The creator economy has taken Bourdieu’s framework of leveraging taste to create distinction and run rampant. The field is now global. The performance of taste is constant. Your competition is visible at all times.
I’m writing this because we’re all watching it happen in real time. The flattening is accelerating, not slowing down. Every category bleeding into the one next to it. The recipe developer is a content creator; the gardener is also, depending on the day, accused of being a performative tradwife. I’m not above it. I do it too. I have questions that might open the door to a dance. If everything is adjacent to everything else, what do we do with it? Do we keep drawing lines, louder, sharper, in a futile attempt (the categories are going to collapse anyway)? My mind keeps returning to the “both” underscoring Slagle’s carousel. I think about stereoscopic vision and how two images, integrated, neither one canceling each other. Perhaps it’s as simple as practicing definition by description more. An apple is sweet, crisp, red and/or green.
Hmm…
Brewer, Marilynn B. 1991. "The Social Self: On Being the Same and Different at the Same Time." Personality and Social Psychology Bulletin 17 (5): 475–482.
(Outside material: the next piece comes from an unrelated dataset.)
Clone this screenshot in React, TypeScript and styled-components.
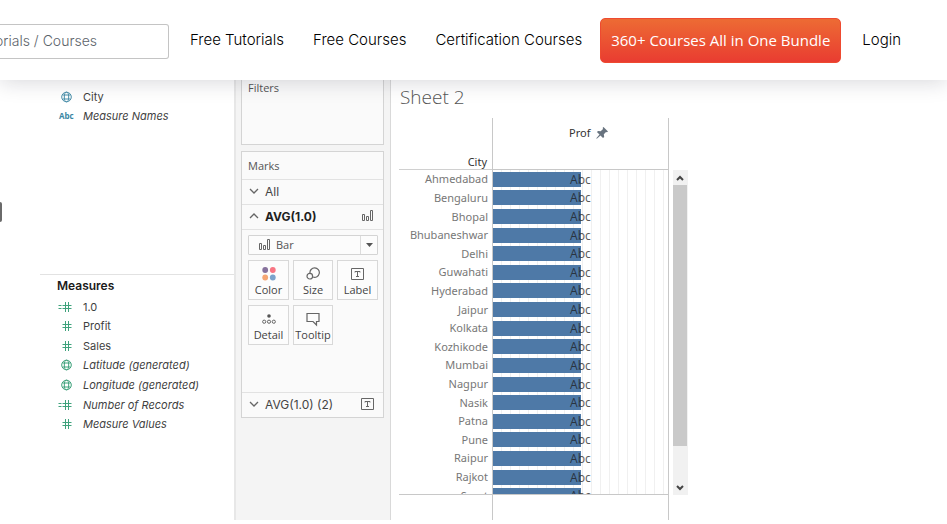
import React from 'react';
import styled, { createGlobalStyle, css } from 'styled-components';

const Global = createGlobalStyle`
  *, *::before, *::after { box-sizing: border-box; }
  body { margin: 0; background: #fff; color: #333; font-family: "Inter", sans-serif; overflow: hidden; }
  button, input { font-family: inherit; }
`;

/* ---------- site header ---------- */

const Header = styled.header`
  position: relative;
  z-index: 2;
  display: flex;
  align-items: center;
  height: 80px;
  background: #fff;
  box-shadow: 0 2px 20px rgba(20, 20, 40, 0.17);
`;

const Search = styled.input`
  width: 169px;
  height: 35px;
  margin: 3px 21px 0 0;
  padding: 0 0 2px;
  border: 1px solid #c4c4c4;
  border-left: 0;
  border-radius: 0 3px 3px 0;
  background: #fff;
  font-size: 14px;
  font-weight: 300;
  text-indent: -5px;
  &::placeholder { color: #5c636a; opacity: 1; }
`;

const Nav = styled.nav`
  display: flex;
  align-items: center;
  gap: 29px;
`;

const NavLink = styled.a`
  color: #000;
  font-size: 15px;
  font-weight: 300;
  line-height: 20px;
  text-decoration: none;
  white-space: nowrap;
`;

const BundleLink = styled.a`
  margin: 0 21px 0 18px;
  padding: 11px 10px 12px;
  border: 1px solid #ee4a30;
  border-radius: 5px;
  background: linear-gradient(#ed6b34, #e93c31);
  color: #fff;
  font: 400 15px/20px "Open Sans", sans-serif;
  text-decoration: none;
  white-space: nowrap;
`;

/* ---------- workspace ---------- */

const Workspace = styled.main`
  position: relative;
  display: grid;
  grid-template-columns: 234px 157px minmax(0, 1fr);
  min-height: 440px;
`;

const EdgeTab = styled.div`
  position: absolute;
  left: 0;
  top: 122px;
  width: 2px;
  height: 20px;
  border-radius: 0 2px 2px 0;
  background: #6a6a6a;
`;

const DataPane = styled.aside`
  display: flex;
  flex-direction: column;
  padding-left: 40px;
`;

const Dimensions = styled.section`
  height: 194px;
  padding-top: 7px;
`;

const Measures = styled.section`
  padding-top: 2px;
  border-top: 1px solid #e2e2e2;
`;

const PaneTitle = styled.h2`
  margin: 0 0 3px;
  padding-left: 17px;
  color: #1b1b1b;
  font-size: 12px;
  font-weight: 600;
  line-height: 17px;
`;

const FieldList = styled.ul<{ $height: number }>`
  display: grid;
  grid-auto-rows: 1fr;
  height: ${(p) => p.$height}px;
  margin: 0;
  padding: 0;
  list-style: none;
`;

const Field = styled.li<{ $generated?: boolean }>`
  display: grid;
  grid-template-columns: 20px 1fr;
  align-items: center;
  column-gap: 6px;
  padding-left: 17px;
  color: #3f3f3f;
  font-size: 11px;
  line-height: 16px;
  ${(p) => p.$generated && css`font-style: italic;`}
`;

const FieldIcon = styled.svg`
  display: block;
  width: 20px;
  height: 12px;
  fill: none;
`;

const AbcIcon = styled.span`
  padding-left: 2px;
  color: #3b86a3;
  font: 700 8px/12px "Open Sans", sans-serif;
`;

/* ---------- shelves ---------- */

const Shelves = styled.aside`
  display: flex;
  flex-direction: column;
  gap: 6px;
  padding: 0 6px;
  border-left: 2px solid #e7e7e7;
  border-right: 1px solid #d9d9d9;
  background: #f4f4f4;
  font-family: "Open Sans", sans-serif;
`;

const Card = styled.section<{ $cut?: boolean }>`
  margin-left: -1px;
  border: 1px solid #d4d4d4;
  background: #fafafa;
  ${(p) => p.$cut && css`height: 65px; border-top: 0;`}
`;

const CardTitle = styled.h3<{ $tall?: boolean }>`
  margin: 0;
  padding-left: 6px;
  color: #555;
  font-size: 11px;
  font-weight: 400;
  line-height: ${(p) => (p.$tall ? 27 : 16)}px;
`;

const MarkRow = styled.button<{ $strong?: boolean }>`
  display: grid;
  grid-template-columns: 10px 1fr 14px;
  align-items: center;
  column-gap: 6px;
  width: 100%;
  height: 25px;
  padding: 0 8px 2px 7px;
  border: 0;
  border-top: 1px solid #e2e2e2;
  background: transparent;
  color: ${(p) => (p.$strong ? '#1f1f1f' : '#444')};
  font-family: "Inter", sans-serif;
  font-size: 12px;
  font-weight: ${(p) => (p.$strong ? 700 : 400)};
  text-align: left;
`;

const MarkBody = styled.div`
  display: grid;
  grid-template-columns: 41px 40px 41px;
  justify-content: space-between;
  align-content: start;
  row-gap: 5px;
  height: 163px;
  padding: 5px 5px 0 6px;
  border-top: 1px solid #e2e2e2;
`;

const TypePicker = styled.button`
  display: grid;
  grid-template-columns: 14px 1fr 17px;
  grid-column: 1 / -1;
  align-items: center;
  column-gap: 4px;
  height: 20px;
  padding: 0 0 0 9px;
  border: 1px solid #d4d4d4;
  border-radius: 1px;
  background: #fcfcfc;
  color: #555;
  font-size: 11px;
  line-height: 16px;
  text-align: left;
`;

const PickerArrow = styled.span`
  display: grid;
  place-items: center;
  height: 18px;
  border-left: 1px solid #dcdcdc;
`;

const MarkButton = styled.button`
  display: flex;
  flex-direction: column;
  align-items: center;
  height: 40px;
  padding: 4px 0 0;
  border: 1px solid #d8d8d8;
  background: #fcfcfc;
  color: #444;
  font-size: 11px;
  line-height: 16px;
  white-space: nowrap;
`;

const Glyph = styled.svg<{ $w: number; $h: number }>`
  display: block;
  width: ${(p) => p.$w}px;
  height: ${(p) => p.$h}px;
  fill: none;
  stroke: #666;
`;

/* ---------- sheet ---------- */

const Sheet = styled.section`
  padding: 3px 0 0 8px;
  font-family: "Noto Sans", sans-serif;
`;

const SheetTitle = styled.h1`
  margin: 0 0 7px 1px;
  color: #555;
  font: 300 19px/28px "Open Sans", sans-serif;
`;

const ChartFrame = styled.div`
  display: flex;
  gap: 4px;
`;

const Viewport = styled.div`
  height: 377px;
  overflow: hidden;
  border-bottom: 1px solid #c8c8c8;
`;

const Chart = styled.table`
  width: 270px;
  height: 387px;
  border-collapse: separate;
  border-spacing: 0;
  table-layout: fixed;
  font-size: 11px;
  line-height: 14px;
`;

const CornerCell = styled.th`
  width: 93px;
  height: 52px;
  padding: 0 5px 0 0;
  border-bottom: 1px solid #d0d0d0;
  color: #333;
  font-weight: 400;
  text-align: right;
  vertical-align: bottom;
`;

const MeasureCell = styled.th`
  padding: 0 0 29px 0;
  border: solid #c8c8c8;
  border-width: 0 1px 1px;
  color: #333;
  font-weight: 400;
  vertical-align: bottom;
`;

const MeasureLabel = styled.span`
  display: flex;
  align-items: center;
  gap: 6px;
  padding-left: 76px;
`;

const CityCell = styled.th`
  padding: 0 4px 0 0;
  color: #777;
  font-weight: 400;
  text-align: right;
`;

const BarCell = styled.td`
  padding: 0;
  border: solid #c8c8c8;
  border-width: 0 1px;
  background: repeating-linear-gradient(90deg, transparent 0 8px, #f0f0f0 8px 9px);
`;

const Bar = styled.div`
  width: 50%;
  height: 15px;
  padding-left: 77px;
  background: #4e79a7;
  color: rgba(30, 30, 30, 0.75);
  font-size: 12px;
  line-height: 16px;
`;

const Footer = styled.div`
  width: 177px;
  height: 25px;
  margin-left: 93px;
  border: solid #c8c8c8;
  border-width: 0 1px;
`;

const Scroller = styled.div`
  display: grid;
  grid-template-rows: 15px 261px 1fr;
  width: 15px;
  margin-top: 52px;
  background: #f1f1f1;
`;

const ScrollButton = styled.button`
  display: grid;
  place-items: center;
  align-self: end;
  height: 15px;
  padding: 0 2px 0 0;
  border: 0;
  background: transparent;
`;

const Thumb = styled.div`
  margin-right: 1px;
  background: #c9c9c9;
`;

type IconKind = 'globe' | 'hash' | 'calc' | 'abc';

function FieldGlyph({ kind, tone = '#3fa27c' }: { kind: IconKind; tone?: string }) {
  if (kind === 'abc') return <AbcIcon>Abc</AbcIcon>;
  if (kind === 'globe')
    return (
      <FieldIcon viewBox="0 0 20 12" stroke={tone}>
        <circle cx="9.5" cy="6" r="4.8" />
        <ellipse cx="9.5" cy="6" rx="2.2" ry="4.8" />
        <path d="M5.5 4h8M5.5 8h8" />
      </FieldIcon>
    );
  return (
    <FieldIcon viewBox="0 0 20 12" stroke={tone}>
      <path d="M8.5 1v10M11.5 1v10M5.5 4.5h9M5.5 7.5h9" />
      {kind === 'calc' && <path d="M1.5 4.5h3M1.5 7.5h3" />}
    </FieldIcon>
  );
}

const BarsGlyph = () => (
  <Glyph $w={14} $h={12} viewBox="0 0 14 12">
    <path d="M1.5 4.5h2v6h-2zM5.500 6.500h2v4h-2zM9.500 .5h2v10h-2z" />
  </Glyph>
);
const TextGlyph = () => (
  <Glyph $w={13} $h={12} viewBox="0 0 13 12">
    <path d="M.5 .5h12v11H.5zM4 4.5V3.5h5v1M6.5 3.5v5M5 8.5h3" />
  </Glyph>
);
const Chevron = ({ up }: { up?: boolean }) => (
  <Glyph $w={10} $h={6} viewBox="0 0 10 6">
    <path strokeWidth="1.3" d={up ? 'M1 5l4-4 4 4' : 'M1 1l4 4 4-4'} />
  </Glyph>
);
const ScrollChevron = ({ up }: { up?: boolean }) => (
  <Glyph $w={8} $h={6} viewBox="0 0 8 6">
    <path stroke="#444" strokeWidth="2" d={up ? 'M1 5l3-3 3 3' : 'M1 1l3 3 3-3'} />
  </Glyph>
);
const ColorGlyph = () => (
  <Glyph $w={14} $h={17} viewBox="0 0 14 17">
    <g stroke="none">
      <circle cx="3.2" cy="5" r="2.9" fill="#86719c" />
      <circle cx="10.8" cy="5" r="2.9" fill="#f87583" />
      <circle cx="3.2" cy="12.5" r="2.9" fill="#f5a673" />
      <circle cx="10.8" cy="12.5" r="2.9" fill="#7ba3cc" />
    </g>
  </Glyph>
);
const SizeGlyph = () => (
  <Glyph $w={14} $h={17} viewBox="0 0 14 17">
    <path strokeWidth="1.2" d="M4 8.3A4.700 4.700 0 1 1 7 12" />
    <circle strokeWidth="1.2" cx="3.8" cy="11.2" r="2.8" />
  </Glyph>
);
const LabelGlyph = () => (
  <Glyph $w={13} $h={17} viewBox="0 0 13 17">
    <path d="M.5 3.5h12v11H.5zM4 7.5v-1h5v1M6.5 6.5v5M5 11.5h3" />
  </Glyph>
);
const DetailGlyph = () => (
  <Glyph $w={14} $h={17} viewBox="0 0 14 17">
    <circle cx="7" cy="6" r="1.8" fill="#555" stroke="none" />
    <circle cx="2.2" cy="11.7" r="1.6" />
    <circle cx="7" cy="11.7" r="1.6" />
    <circle cx="11.8" cy="11.7" r="1.6" />
  </Glyph>
);
const TooltipGlyph = () => (
  <Glyph $w={14} $h={17} viewBox="0 0 14 17">
    <path strokeWidth="1.2" d="M1 3.5h12v8h-2.5V15L7 11.5H1z" />
  </Glyph>
);
const PinGlyph = () => (
  <Glyph $w={12} $h={12} viewBox="0 0 12 12">
    <path fill="#68737f" stroke="none" d="M7.5 0L12 4.5l-1 .8-1-.2-2.2 2.2.4 2.7-1.2 1L4.500 8.500.8 11.700l-.5-.5L3.500 7.500.9 5l1.200-1.100 2.600.3L7 2l-.3-1.200z" />
  </Glyph>
);

const measures: { name: string; kind: IconKind; generated?: boolean }[] = [
  { name: '1.0', kind: 'calc' },
  { name: 'Profit', kind: 'hash' },
  { name: 'Sales', kind: 'hash' },
  { name: 'Latitude (generated)', kind: 'globe', generated: true },
  { name: 'Longitude (generated)', kind: 'globe', generated: true },
  { name: 'Number of Records', kind: 'calc', generated: true },
  { name: 'Measure Values', kind: 'hash', generated: true },
];

const markButtons = [
  { name: 'Color', Icon: ColorGlyph },
  { name: 'Size', Icon: SizeGlyph },
  { name: 'Label', Icon: LabelGlyph },
  { name: 'Detail', Icon: DetailGlyph },
  { name: 'Tooltip', Icon: TooltipGlyph },
];

const cities = [
  'Ahmedabad', 'Bengaluru', 'Bhopal', 'Bhubaneshwar', 'Delhi', 'Guwahati',
  'Hyderabad', 'Jaipur', 'Kolkata', 'Kozhikode', 'Mumbai', 'Nagpur',
  'Nasik', 'Patna', 'Pune', 'Raipur', 'Rajkot', 'Surat',
];

export default function App() {
  return (
    <>
      <Global />
      <Header>
        <Search type="search" aria-label="Search tutorials and courses" placeholder="orials / Courses" />
        <Nav>
          <NavLink href="#tutorials">Free Tutorials</NavLink>
          <NavLink href="#courses">Free Courses</NavLink>
          <NavLink href="#certification">Certification Courses</NavLink>
        </Nav>
        <BundleLink href="#bundle">360+ Courses All in One Bundle</BundleLink>
        <NavLink href="#login">Login</NavLink>
      </Header>

      <Workspace>
        <EdgeTab />
        <DataPane>
          <Dimensions>
            <FieldList $height={39}>
              <Field><FieldGlyph kind="globe" tone="#4a90ab" />City</Field>
              <Field $generated><FieldGlyph kind="abc" />Measure Names</Field>
            </FieldList>
          </Dimensions>
          <Measures>
            <PaneTitle>Measures</PaneTitle>
            <FieldList $height={137}>
              {measures.map((m) => (
                <Field key={m.name} $generated={m.generated}>
                  <FieldGlyph kind={m.kind} />
                  {m.name}
                </Field>
              ))}
            </FieldList>
          </Measures>
        </DataPane>

        <Shelves>
          <Card $cut>
            <CardTitle>Filters</CardTitle>
          </Card>
          <Card>
            <CardTitle $tall>Marks</CardTitle>
            <MarkRow><Chevron />All</MarkRow>
            <MarkRow $strong><Chevron up />AVG(1.0)<BarsGlyph /></MarkRow>
            <MarkBody>
              <TypePicker aria-haspopup="listbox">
                <BarsGlyph />
                Bar
                <PickerArrow>
                  <Glyph $w={7} $h={4} viewBox="0 0 7 4"><path fill="#555" stroke="none" d="M0 0h7L3.500 4z" /></Glyph>
                </PickerArrow>
              </TypePicker>
              {markButtons.map(({ name, Icon }) => (
                <MarkButton key={name}><Icon />{name}</MarkButton>
              ))}
            </MarkBody>
            <MarkRow><Chevron />AVG(1.0) (2)<TextGlyph /></MarkRow>
          </Card>
        </Shelves>

        <Sheet>
          <SheetTitle>Sheet 2</SheetTitle>
          <ChartFrame>
            <Viewport>
              <Chart>
                <thead>
                  <tr>
                    <CornerCell scope="col">City</CornerCell>
                    <MeasureCell scope="col"><MeasureLabel>Prof<PinGlyph /></MeasureLabel></MeasureCell>
                  </tr>
                </thead>
                <tbody>
                  {cities.map((city) => (
                    <tr key={city}>
                      <CityCell scope="row">{city}</CityCell>
                      <BarCell><Bar>Abc</Bar></BarCell>
                    </tr>
                  ))}
                </tbody>
              </Chart>
            </Viewport>
            <Scroller>
              <ScrollButton aria-label="Scroll up"><ScrollChevron up /></ScrollButton>
              <Thumb />
              <ScrollButton aria-label="Scroll down"><ScrollChevron /></ScrollButton>
            </Scroller>
          </ChartFrame>
          <Footer />
        </Sheet>
      </Workspace>
    </>
  );
}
White, Judith B., Michael T. Schmitt, and Ellen J. Langer. 2006. “Horizontal Hostility: Multiple Minority Groups and Differentiation from the Mainstream.” Group Processes & Intergroup Relations 9 (3): 339–358.
Sousanis, Nick. 2015. Unflattening. Cambridge, MA: Harvard University Press.
Bourdieu, Pierre. 1984. Distinction: A Social Critique of the Judgement of Taste. Translated by Richard Nice. Cambridge, MA: Harvard University Press.







Hell YES. This is so cool. Thank you Carmen for opening, tweezing, questioning, caring.
This was such a good read. Thank you!